Early this month the city announced upgrades the Blue Line’s Belmont stop that will cost up to $15 million. The improvements to the station, which opened in 1970 and was originally designed by Skidmore, Owings, & Merrill, include several cosmetic changes, including a space-age-looking weather canopy. However, many residents are scratching their heads about why the rehab won’t include the addition of elevators to make the stations compliant with the Americans With Disabilities act.

The project, which is slated to begin next year, is part of the CTA’s Your New Blue initiative, which includes makeovers to several stations along the Blue Line’s O’Hare branch, as well as track improvements. Residents have previously complained about the fact that many of the station redesigns don’t include elevators, and the CTA has said they plan to make all stations ADA compliant sometime in the future.

The planned improvements include a community gateway for the street-level entrance to the Belmont subway station and improvements to a safer, more comfortable environment for pedestrians. Importantly, the CTA plans to permanently add prepaid bus boarding to the station, a timesaving feature the agency has been testing since this summer on westbound buses during evening rush hours.

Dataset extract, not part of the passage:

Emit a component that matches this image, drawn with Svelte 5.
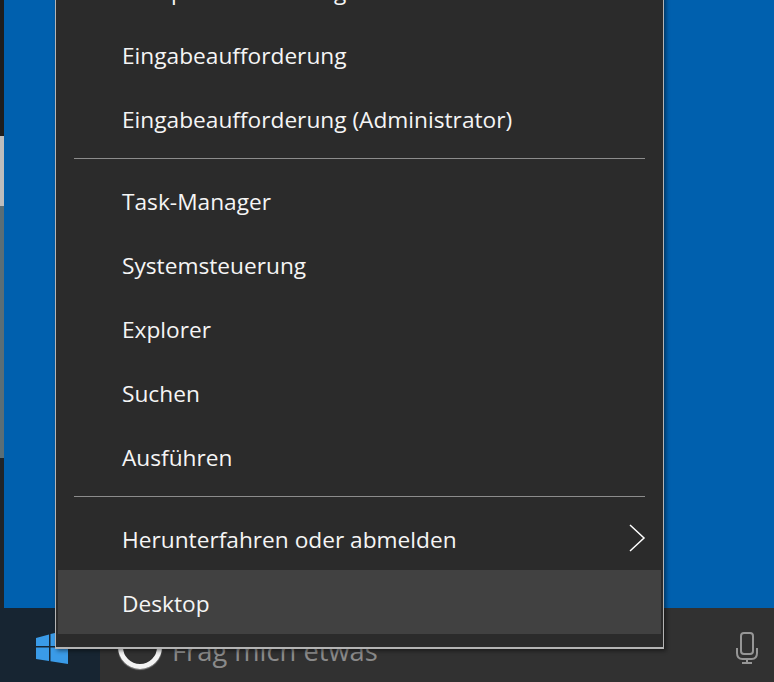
<script>
  const groups = [
    [{ t: 'Computerverwaltung' }, { t: 'Eingabeaufforderung' }, { t: 'Eingabeaufforderung (Administrator)' }],
    [{ t: 'Task-Manager' }, { t: 'Systemsteuerung' }, { t: 'Explorer' }, { t: 'Suchen' }, { t: 'Ausführen' }],
    [{ t: 'Herunterfahren oder abmelden', arrow: true }, { t: 'Desktop', active: true }]
  ];
</script>

<div class="screen">
  <div class="strip">
    <div class="s1"></div>
    <div class="s2"></div>
    <div class="s3"></div>
    <div class="s4"></div>
  </div>
  <div class="desktop"></div>

  <div class="taskbar">
    <div class="start">
      <svg width="34" height="38" viewBox="0 0 34 38"><path fill="#3a9be8" d="M1 12 14 8.500V20H1ZM15.500 8 33 4V20H15.500ZM1 21.500H14V35L1 33ZM15.500 21.500H33V38L15.500 35.300Z"/></svg>
    </div>
    <div class="search">
      <span class="ring"></span>
      <span class="prompt">Frag mich etwas</span>
      <svg class="mic" width="22" height="32" viewBox="0 0 22 32" fill="none" stroke="#969696" stroke-width="2"><rect x="5" y="1" width="12" height="21" rx="3"/><path d="M1 16v5c0 4 2.500 6 5.500 6h9c3 0 5.500-2 5.500-6v-5M11 27v4M6 31h10"/></svg>
    </div>
  </div>

  <div class="menu">
    {#each groups as g, i}
      {#if i > 0}<div class="sep"></div>{/if}
      {#each g as item}
        <div class="item" class:active={item.active}>
          <span>{item.t}</span>
          {#if item.arrow}
            <svg class="arrow" width="18" height="30" viewBox="0 0 18 30" fill="none" stroke="#fff" stroke-width="1.500"><path d="M2 2 16 15 2 28"/></svg>
          {/if}
        </div>
      {/each}
    {/each}
  </div>
</div>

<style>
  :global(body) { margin: 0; background: #0060ae; }
  .screen { position: relative; width: 774px; height: 682px; overflow: hidden; background: #0060ae; display: flex; flex-direction: column; }
  .strip { position: absolute; left: 0; top: 0; bottom: 0; width: 4px; display: flex; flex-direction: column; }
  .s1 { height: 136px; background: #1e1e1e; }
  .s2 { height: 70px; background: #bdbdbd; }
  .s3 { height: 252px; background: #5a6e76; }
  .s4 { flex: 1; background: #202428; }
  .desktop { flex: 1; }
  .taskbar { height: 74px; display: flex; position: relative; }
  .start { width: 100px; background: #172532; display: flex; align-items: center; justify-content: center; padding-left: 4px; box-sizing: border-box; }
  .search { flex: 1; background: #313131; display: flex; align-items: flex-end; position: relative; }
  .ring { width: 44px; height: 44px; border: 5.5px solid #f4f4f4; border-radius: 50%; box-sizing: border-box; margin: 0 0 13px 18px; flex: none; box-shadow: 0 1px 1px #8a8a8a; }
  .prompt { font: 27.3px "Open Sans", "Noto Sans", sans-serif; color: #8a8a8a; margin: 0 0 13px 10px; line-height: 36px; }
  .mic { position: absolute; right: 16px; top: 24px; }
  .menu {
    position: absolute; left: 55px; top: -43px; width: 609px; height: 692px;
    box-sizing: border-box; border: solid #b4b4b4; border-width: 1px 1px 2px 1px;
    background: #2b2b2b; padding: 0 2px; box-shadow: 2px 2px 4px rgba(0,0,0,.45);
    display: flex; flex-direction: column;
  }
  .item { height: 64px; box-sizing: border-box; padding-top: 2px; flex: none; display: flex; align-items: center; padding-left: 64px; font: 22.7px "Open Sans", "Noto Sans", sans-serif; color: #f5f5f5; position: relative; }
  .sep { height: 1px; background: #8c8c8c; margin: 8px 16px 9px; flex: none; }
  .active { background: #414141; }
  .arrow { position: absolute; right: 15px; top: 17px; }
</style>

Attendants with portable fare card readers have customers scan their cards and wait in a fenced in bullpen. When buses arrive the employees direct the riders to board through both the front and rear doors. The CTA didn’t provide additional details on how the permanent prepaid boarding system would work.

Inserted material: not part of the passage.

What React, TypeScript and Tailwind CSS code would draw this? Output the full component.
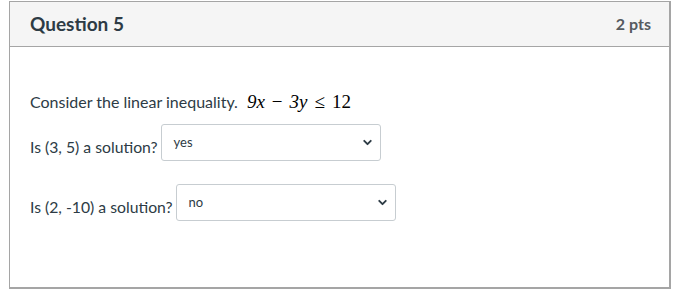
import { ChevronDown } from 'lucide-react';

function Choice({ label, value }: { label: string; value: string }) {
    return (
        <div className="flex items-end">
            <span className="mb-[4px] mr-[3px] text-[15.75px] leading-[20px]">{label}</span>
            <div className="flex h-[37px] w-[220px] items-start justify-between rounded-[3px] border border-[#c7cdd1] bg-white pl-[12px] pr-[6px] pt-[9px]">
                <span className="text-[13px] leading-[16px] text-[#2d3b45]">{value}</span>
                <ChevronDown className="mt-[2px] h-[13px] w-[13px] text-[#2d3b45]" strokeWidth={3.5} />
            </div>
        </div>
    );
}

export default function App() {
    return (
        <div className="h-[289px] w-[683px] bg-white pl-[9px] pt-px font-['Lato','Open_Sans',sans-serif] text-[#2d3b45]">
            <div className="h-[288px] w-[662px] border-2 border-[#a5a5a5] border-t border-l">
                <div className="flex h-[45px] items-center justify-between border-b border-[#a5a5a5] bg-[#f5f5f5] pl-[20px] pr-[18px]">
                    <span className="text-[19px] font-bold">Question 5</span>
                    <span className="text-[16px] font-bold text-[#565b5f]">2 pts</span>
                </div>
                <div className="pl-[20px] pt-[45px]">
                    <p className="flex items-baseline text-[16px] leading-[20px]">
                        Consider the linear inequality.
                        <span className="ml-[9px] font-['Liberation_Serif','DejaVu_Serif',serif] text-[19px] text-black">
                            <i>9x</i>
                            <span className="mx-[7px]">−</span>
                            <i>3y</i>
                            <span className="mx-[7px]">≤</span>
                            12
                        </span>
                    </p>
                    <div className="mt-[12px] flex flex-col gap-[23px]">
                        <Choice label="Is (3, 5) a solution?" value="yes" />
                        <Choice label="Is (2, -10) a solution?" value="no" />
                    </div>
                </div>
            </div>
        </div>
    );
}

But spokesman Jeff Tolman said the Belmont test, as well as a similar pilot that recently launched at the Loop Link’s Madison/Dearborn station, seem to be going smoothly. “Anecdotally, customers have responded generally positively to both pilots and they have helped reduce boarding times,” he said.

The large, skeletal canopy, designed by the Chicago architecture firm Ross Barney Architects, will provide additional weather protection. It’s more evidence that the city has a “When in doubt go with something Santiago Calatrava-esque” design philosophy. See also the Loop Link and Union Station Transit Center bus shelters, as well as the upcoming Washington-Wabash ‘L’ station – all of them are vaguely reminiscent of dinosaur ribs.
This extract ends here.